We took a drive to salt Creek Falls - it was the subject of an earlier blog and a
favorite place to take guests who come to visit.
The falls are working overtime in the spring with all the runoff from the Cascade Range just East of here.
Last year I has a picture of a Rhododendron on the cliff above the falls this year its a new one I'll have to look up. They are very red small flowers and beautiful with the falls as a backdrop.
There again was a bright rainbow in the mist of the falls.
Salt creek below the falls verdant and beautiful.
Again the flowers and the falls.
Wild strawberry growing in the split of a stump.
Golden tree trunk just perfect - this is near the base of the falls
Taken from the trail that winds down to the bottom of the falls.
Another shot from the trail showing a fallen pine held suspended by the trunks of two other trees.
Another of my "world famous" railing shots.
The full length of the falls from halfway up the trail.
This is the Rhododendron I shot last year not quite blooming yet.
On the way back I had to stop for this coffee drive-through in Oakridge (Oregon not Tennessee) for The La Damme Soxx Esq.
Dexter Lake Dam looked huge as we passed it on the way home.
Finally I stopped for a picture of the Lowell Covered Bridge no longer used and sitting on Dexter Lake.
No Scrabble
Quote of the Day ~
"Fate loves the fearless." ~James Russell Lowell
James Russell Lowell graduated from Harvard University in 1838, after an undistinguished academic career. During his college course he wrote a number of trivial pieces for a college magazine, and shortly after graduating printed for private circulation the poem his class had asked him to write for their graduation festivities.
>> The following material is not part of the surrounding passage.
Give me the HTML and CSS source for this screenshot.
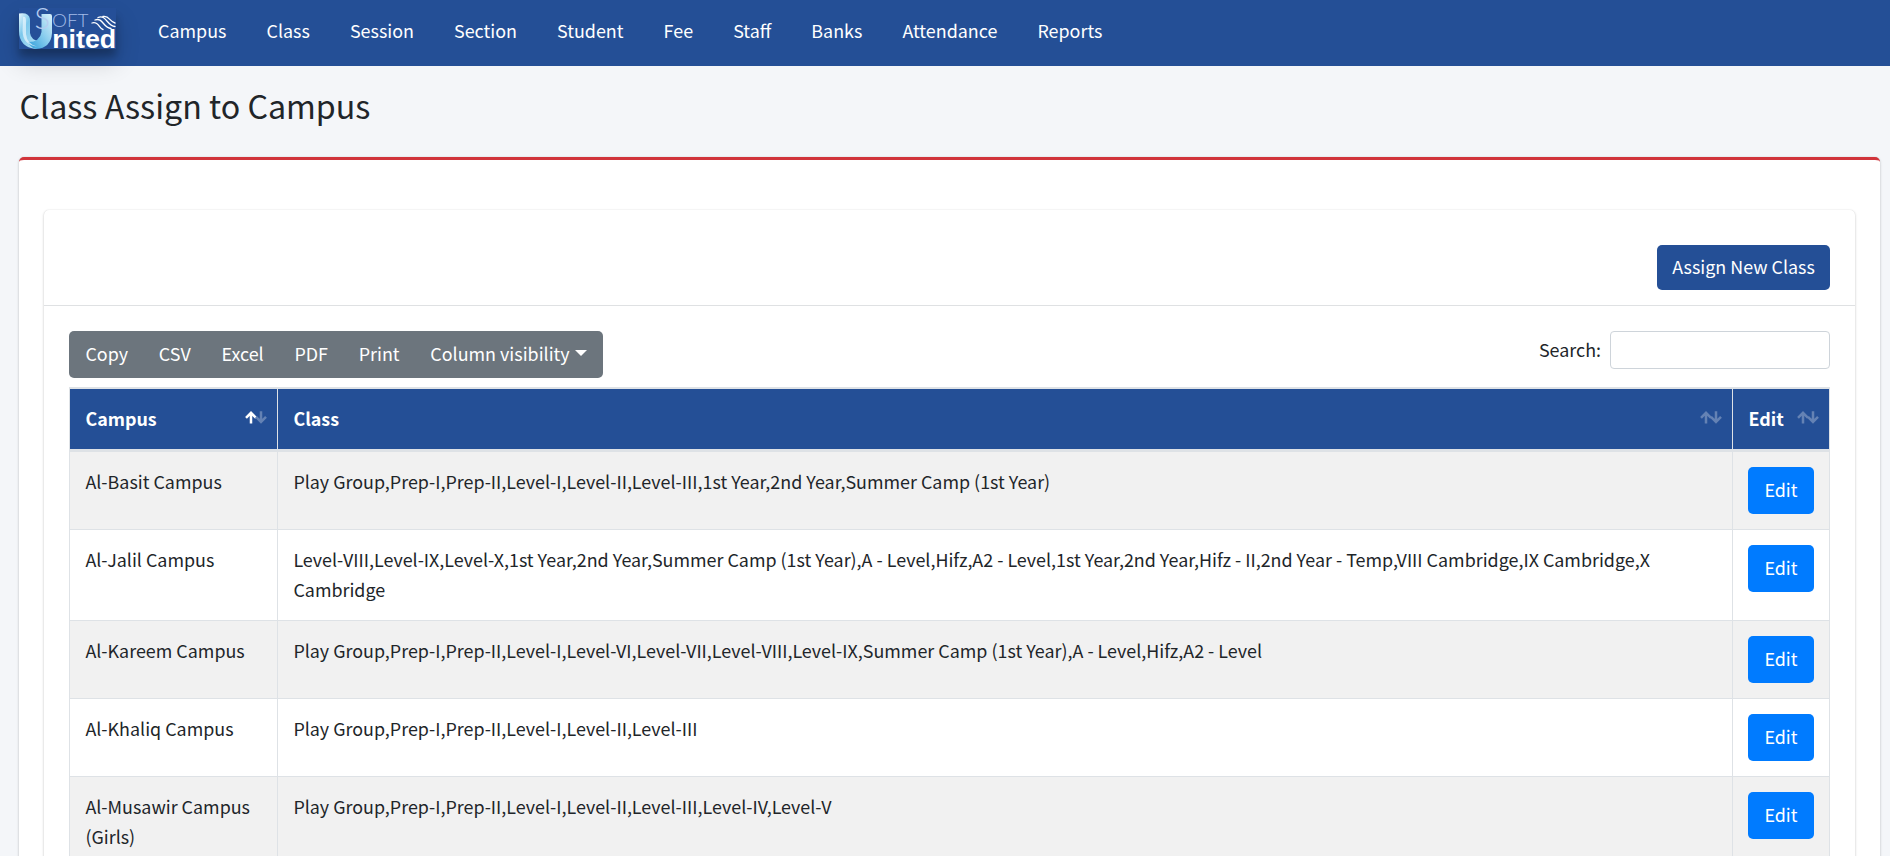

He was a member of the Porcellian Club.
I looked up the Porcellian Club. This is what I found on Wikipedia:
The club's motto, Dum vivimus vivamus (while we live, let's live) is literally Epicurean. The club emblem is the pig, and some members sport golden pigs on watch-chains or neckties bearing pig's-head emblems.The Porcellian is the iconic club, often bracketed with Yale's Skull and Bones. A history of Harvard calls the Porcellian "the most final [club] of them all,".
Also, an urban legends website mentions a belief that "if members of the Porcellian do not earn their first million before they turn 40, the club will give it to them."